# WHAT THE TASK ASKS
Give the material again in full, matching it exactly.

================================

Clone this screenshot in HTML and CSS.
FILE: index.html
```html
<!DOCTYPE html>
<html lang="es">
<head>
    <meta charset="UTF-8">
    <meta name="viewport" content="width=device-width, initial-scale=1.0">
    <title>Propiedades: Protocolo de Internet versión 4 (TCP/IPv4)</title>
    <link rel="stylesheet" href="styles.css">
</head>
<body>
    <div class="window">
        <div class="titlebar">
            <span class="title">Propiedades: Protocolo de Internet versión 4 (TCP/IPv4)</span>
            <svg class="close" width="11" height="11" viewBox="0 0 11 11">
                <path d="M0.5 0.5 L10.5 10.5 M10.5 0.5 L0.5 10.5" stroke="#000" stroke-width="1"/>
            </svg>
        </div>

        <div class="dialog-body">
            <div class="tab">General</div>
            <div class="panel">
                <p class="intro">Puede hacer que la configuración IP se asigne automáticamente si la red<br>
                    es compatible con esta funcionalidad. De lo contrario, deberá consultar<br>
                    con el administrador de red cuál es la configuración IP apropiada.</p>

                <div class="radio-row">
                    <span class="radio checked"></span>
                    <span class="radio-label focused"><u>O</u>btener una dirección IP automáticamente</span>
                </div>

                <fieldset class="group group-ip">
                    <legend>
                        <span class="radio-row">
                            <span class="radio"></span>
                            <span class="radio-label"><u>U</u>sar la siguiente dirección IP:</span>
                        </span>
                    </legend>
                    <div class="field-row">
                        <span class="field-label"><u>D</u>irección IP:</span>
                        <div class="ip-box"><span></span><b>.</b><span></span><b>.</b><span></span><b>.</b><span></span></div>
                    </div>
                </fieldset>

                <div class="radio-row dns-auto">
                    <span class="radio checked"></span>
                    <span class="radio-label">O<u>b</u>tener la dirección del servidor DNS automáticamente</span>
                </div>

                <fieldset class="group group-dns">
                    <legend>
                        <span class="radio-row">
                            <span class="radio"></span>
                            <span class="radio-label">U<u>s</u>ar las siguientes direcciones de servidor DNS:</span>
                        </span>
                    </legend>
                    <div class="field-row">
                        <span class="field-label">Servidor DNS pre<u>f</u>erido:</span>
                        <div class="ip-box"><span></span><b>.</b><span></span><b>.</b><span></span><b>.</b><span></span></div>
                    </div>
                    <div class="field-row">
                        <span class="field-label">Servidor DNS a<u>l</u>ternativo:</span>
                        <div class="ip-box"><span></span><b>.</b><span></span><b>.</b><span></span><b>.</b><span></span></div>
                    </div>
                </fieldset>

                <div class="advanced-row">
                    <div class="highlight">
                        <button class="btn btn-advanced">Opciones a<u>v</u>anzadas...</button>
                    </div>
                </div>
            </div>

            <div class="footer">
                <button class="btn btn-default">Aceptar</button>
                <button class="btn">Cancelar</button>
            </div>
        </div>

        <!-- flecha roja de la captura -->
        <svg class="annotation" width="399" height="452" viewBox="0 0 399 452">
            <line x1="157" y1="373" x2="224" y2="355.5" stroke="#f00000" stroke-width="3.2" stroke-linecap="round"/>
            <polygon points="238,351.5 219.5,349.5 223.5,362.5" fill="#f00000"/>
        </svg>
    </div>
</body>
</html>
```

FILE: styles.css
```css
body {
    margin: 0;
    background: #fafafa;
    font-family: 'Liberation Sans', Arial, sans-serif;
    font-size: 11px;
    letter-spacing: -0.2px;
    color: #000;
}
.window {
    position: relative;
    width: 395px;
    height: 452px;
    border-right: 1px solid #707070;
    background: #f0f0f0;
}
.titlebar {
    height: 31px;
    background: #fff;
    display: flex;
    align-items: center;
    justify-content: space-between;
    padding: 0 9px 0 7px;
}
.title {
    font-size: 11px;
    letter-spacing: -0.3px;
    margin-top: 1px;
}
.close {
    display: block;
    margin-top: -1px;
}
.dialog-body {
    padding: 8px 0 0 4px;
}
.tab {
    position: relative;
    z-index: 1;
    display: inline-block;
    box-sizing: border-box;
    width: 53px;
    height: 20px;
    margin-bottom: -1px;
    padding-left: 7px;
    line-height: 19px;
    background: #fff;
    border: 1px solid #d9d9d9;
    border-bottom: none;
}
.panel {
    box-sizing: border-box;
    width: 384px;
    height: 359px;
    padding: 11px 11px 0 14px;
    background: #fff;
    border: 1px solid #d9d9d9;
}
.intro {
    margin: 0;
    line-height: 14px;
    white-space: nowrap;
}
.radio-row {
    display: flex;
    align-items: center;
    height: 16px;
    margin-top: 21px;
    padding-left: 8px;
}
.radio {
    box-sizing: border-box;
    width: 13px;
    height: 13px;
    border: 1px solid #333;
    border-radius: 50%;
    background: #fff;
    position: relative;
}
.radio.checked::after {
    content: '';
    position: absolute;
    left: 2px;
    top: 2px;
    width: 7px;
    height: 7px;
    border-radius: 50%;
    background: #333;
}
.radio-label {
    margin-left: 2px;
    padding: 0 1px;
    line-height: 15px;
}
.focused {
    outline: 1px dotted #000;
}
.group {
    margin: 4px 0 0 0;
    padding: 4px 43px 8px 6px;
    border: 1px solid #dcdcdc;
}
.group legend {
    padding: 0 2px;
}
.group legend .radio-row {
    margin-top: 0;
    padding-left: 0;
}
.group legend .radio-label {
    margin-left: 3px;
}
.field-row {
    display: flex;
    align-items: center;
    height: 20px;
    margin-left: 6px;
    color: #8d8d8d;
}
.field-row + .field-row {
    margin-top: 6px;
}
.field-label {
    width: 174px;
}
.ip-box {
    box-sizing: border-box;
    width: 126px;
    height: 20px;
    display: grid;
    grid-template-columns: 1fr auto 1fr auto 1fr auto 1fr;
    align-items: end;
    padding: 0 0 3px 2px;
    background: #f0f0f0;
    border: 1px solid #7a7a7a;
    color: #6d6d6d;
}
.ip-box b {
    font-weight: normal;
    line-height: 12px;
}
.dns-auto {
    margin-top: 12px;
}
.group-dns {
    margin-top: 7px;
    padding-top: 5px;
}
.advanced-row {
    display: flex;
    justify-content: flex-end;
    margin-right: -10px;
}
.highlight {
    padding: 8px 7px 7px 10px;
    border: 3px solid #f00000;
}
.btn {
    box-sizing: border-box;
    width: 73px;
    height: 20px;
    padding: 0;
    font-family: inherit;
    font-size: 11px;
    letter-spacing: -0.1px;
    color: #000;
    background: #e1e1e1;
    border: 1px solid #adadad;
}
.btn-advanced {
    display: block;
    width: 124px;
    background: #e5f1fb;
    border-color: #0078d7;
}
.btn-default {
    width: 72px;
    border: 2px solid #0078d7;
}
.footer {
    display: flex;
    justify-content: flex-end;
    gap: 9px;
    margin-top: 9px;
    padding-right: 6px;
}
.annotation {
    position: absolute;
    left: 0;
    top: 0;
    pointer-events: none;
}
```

================================

# OUTPUT OF THE TASK
Clone this screenshot in HTML and CSS.
FILE: index.html
```html
<!DOCTYPE html>
<html lang="es">
<head>
    <meta charset="UTF-8">
    <meta name="viewport" content="width=device-width, initial-scale=1.0">
    <title>Propiedades: Protocolo de Internet versión 4 (TCP/IPv4)</title>
    <link rel="stylesheet" href="styles.css">
</head>
<body>
    <div class="window">
        <div class="titlebar">
            <span class="title">Propiedades: Protocolo de Internet versión 4 (TCP/IPv4)</span>
            <svg class="close" width="11" height="11" viewBox="0 0 11 11">
                <path d="M0.5 0.5 L10.5 10.5 M10.5 0.5 L0.5 10.5" stroke="#000" stroke-width="1"/>
            </svg>
        </div>

        <div class="dialog-body">
            <div class="tab">General</div>
            <div class="panel">
                <p class="intro">Puede hacer que la configuración IP se asigne automáticamente si la red<br>
                    es compatible con esta funcionalidad. De lo contrario, deberá consultar<br>
                    con el administrador de red cuál es la configuración IP apropiada.</p>

                <div class="radio-row">
                    <span class="radio checked"></span>
                    <span class="radio-label focused"><u>O</u>btener una dirección IP automáticamente</span>
                </div>

                <fieldset class="group group-ip">
                    <legend>
                        <span class="radio-row">
                            <span class="radio"></span>
                            <span class="radio-label"><u>U</u>sar la siguiente dirección IP:</span>
                        </span>
                    </legend>
                    <div class="field-row">
                        <span class="field-label"><u>D</u>irección IP:</span>
                        <div class="ip-box"><span></span><b>.</b><span></span><b>.</b><span></span><b>.</b><span></span></div>
                    </div>
                </fieldset>

                <div class="radio-row dns-auto">
                    <span class="radio checked"></span>
                    <span class="radio-label">O<u>b</u>tener la dirección del servidor DNS automáticamente</span>
                </div>

                <fieldset class="group group-dns">
                    <legend>
                        <span class="radio-row">
                            <span class="radio"></span>
                            <span class="radio-label">U<u>s</u>ar las siguientes direcciones de servidor DNS:</span>
                        </span>
                    </legend>
                    <div class="field-row">
                        <span class="field-label">Servidor DNS pre<u>f</u>erido:</span>
                        <div class="ip-box"><span></span><b>.</b><span></span><b>.</b><span></span><b>.</b><span></span></div>
                    </div>
                    <div class="field-row">
                        <span class="field-label">Servidor DNS a<u>l</u>ternativo:</span>
                        <div class="ip-box"><span></span><b>.</b><span></span><b>.</b><span></span><b>.</b><span></span></div>
                    </div>
                </fieldset>

                <div class="advanced-row">
                    <div class="highlight">
                        <button class="btn btn-advanced">Opciones a<u>v</u>anzadas...</button>
                    </div>
                </div>
            </div>

            <div class="footer">
                <button class="btn btn-default">Aceptar</button>
                <button class="btn">Cancelar</button>
            </div>
        </div>

        <!-- flecha roja de la captura -->
        <svg class="annotation" width="399" height="452" viewBox="0 0 399 452">
            <line x1="157" y1="373" x2="224" y2="355.5" stroke="#f00000" stroke-width="3.2" stroke-linecap="round"/>
            <polygon points="238,351.5 219.5,349.5 223.5,362.5" fill="#f00000"/>
        </svg>
    </div>
</body>
</html>
```

FILE: styles.css
```css
body {
    margin: 0;
    background: #fafafa;
    font-family: 'Liberation Sans', Arial, sans-serif;
    font-size: 11px;
    letter-spacing: -0.2px;
    color: #000;
}
.window {
    position: relative;
    width: 395px;
    height: 452px;
    border-right: 1px solid #707070;
    background: #f0f0f0;
}
.titlebar {
    height: 31px;
    background: #fff;
    display: flex;
    align-items: center;
    justify-content: space-between;
    padding: 0 9px 0 7px;
}
.title {
    font-size: 11px;
    letter-spacing: -0.3px;
    margin-top: 1px;
}
.close {
    display: block;
    margin-top: -1px;
}
.dialog-body {
    padding: 8px 0 0 4px;
}
.tab {
    position: relative;
    z-index: 1;
    display: inline-block;
    box-sizing: border-box;
    width: 53px;
    height: 20px;
    margin-bottom: -1px;
    padding-left: 7px;
    line-height: 19px;
    background: #fff;
    border: 1px solid #d9d9d9;
    border-bottom: none;
}
.panel {
    box-sizing: border-box;
    width: 384px;
    height: 359px;
    padding: 11px 11px 0 14px;
    background: #fff;
    border: 1px solid #d9d9d9;
}
.intro {
    margin: 0;
    line-height: 14px;
    white-space: nowrap;
}
.radio-row {
    display: flex;
    align-items: center;
    height: 16px;
    margin-top: 21px;
    padding-left: 8px;
}
.radio {
    box-sizing: border-box;
    width: 13px;
    height: 13px;
    border: 1px solid #333;
    border-radius: 50%;
    background: #fff;
    position: relative;
}
.radio.checked::after {
    content: '';
    position: absolute;
    left: 2px;
    top: 2px;
    width: 7px;
    height: 7px;
    border-radius: 50%;
    background: #333;
}
.radio-label {
    margin-left: 2px;
    padding: 0 1px;
    line-height: 15px;
}
.focused {
    outline: 1px dotted #000;
}
.group {
    margin: 4px 0 0 0;
    padding: 4px 43px 8px 6px;
    border: 1px solid #dcdcdc;
}
.group legend {
    padding: 0 2px;
}
.group legend .radio-row {
    margin-top: 0;
    padding-left: 0;
}
.group legend .radio-label {
    margin-left: 3px;
}
.field-row {
    display: flex;
    align-items: center;
    height: 20px;
    margin-left: 6px;
    color: #8d8d8d;
}
.field-row + .field-row {
    margin-top: 6px;
}
.field-label {
    width: 174px;
}
.ip-box {
    box-sizing: border-box;
    width: 126px;
    height: 20px;
    display: grid;
    grid-template-columns: 1fr auto 1fr auto 1fr auto 1fr;
    align-items: end;
    padding: 0 0 3px 2px;
    background: #f0f0f0;
    border: 1px solid #7a7a7a;
    color: #6d6d6d;
}
.ip-box b {
    font-weight: normal;
    line-height: 12px;
}
.dns-auto {
    margin-top: 12px;
}
.group-dns {
    margin-top: 7px;
    padding-top: 5px;
}
.advanced-row {
    display: flex;
    justify-content: flex-end;
    margin-right: -10px;
}
.highlight {
    padding: 8px 7px 7px 10px;
    border: 3px solid #f00000;
}
.btn {
    box-sizing: border-box;
    width: 73px;
    height: 20px;
    padding: 0;
    font-family: inherit;
    font-size: 11px;
    letter-spacing: -0.1px;
    color: #000;
    background: #e1e1e1;
    border: 1px solid #adadad;
}
.btn-advanced {
    display: block;
    width: 124px;
    background: #e5f1fb;
    border-color: #0078d7;
}
.btn-default {
    width: 72px;
    border: 2px solid #0078d7;
}
.footer {
    display: flex;
    justify-content: flex-end;
    gap: 9px;
    margin-top: 9px;
    padding-right: 6px;
}
.annotation {
    position: absolute;
    left: 0;
    top: 0;
    pointer-events: none;
}
```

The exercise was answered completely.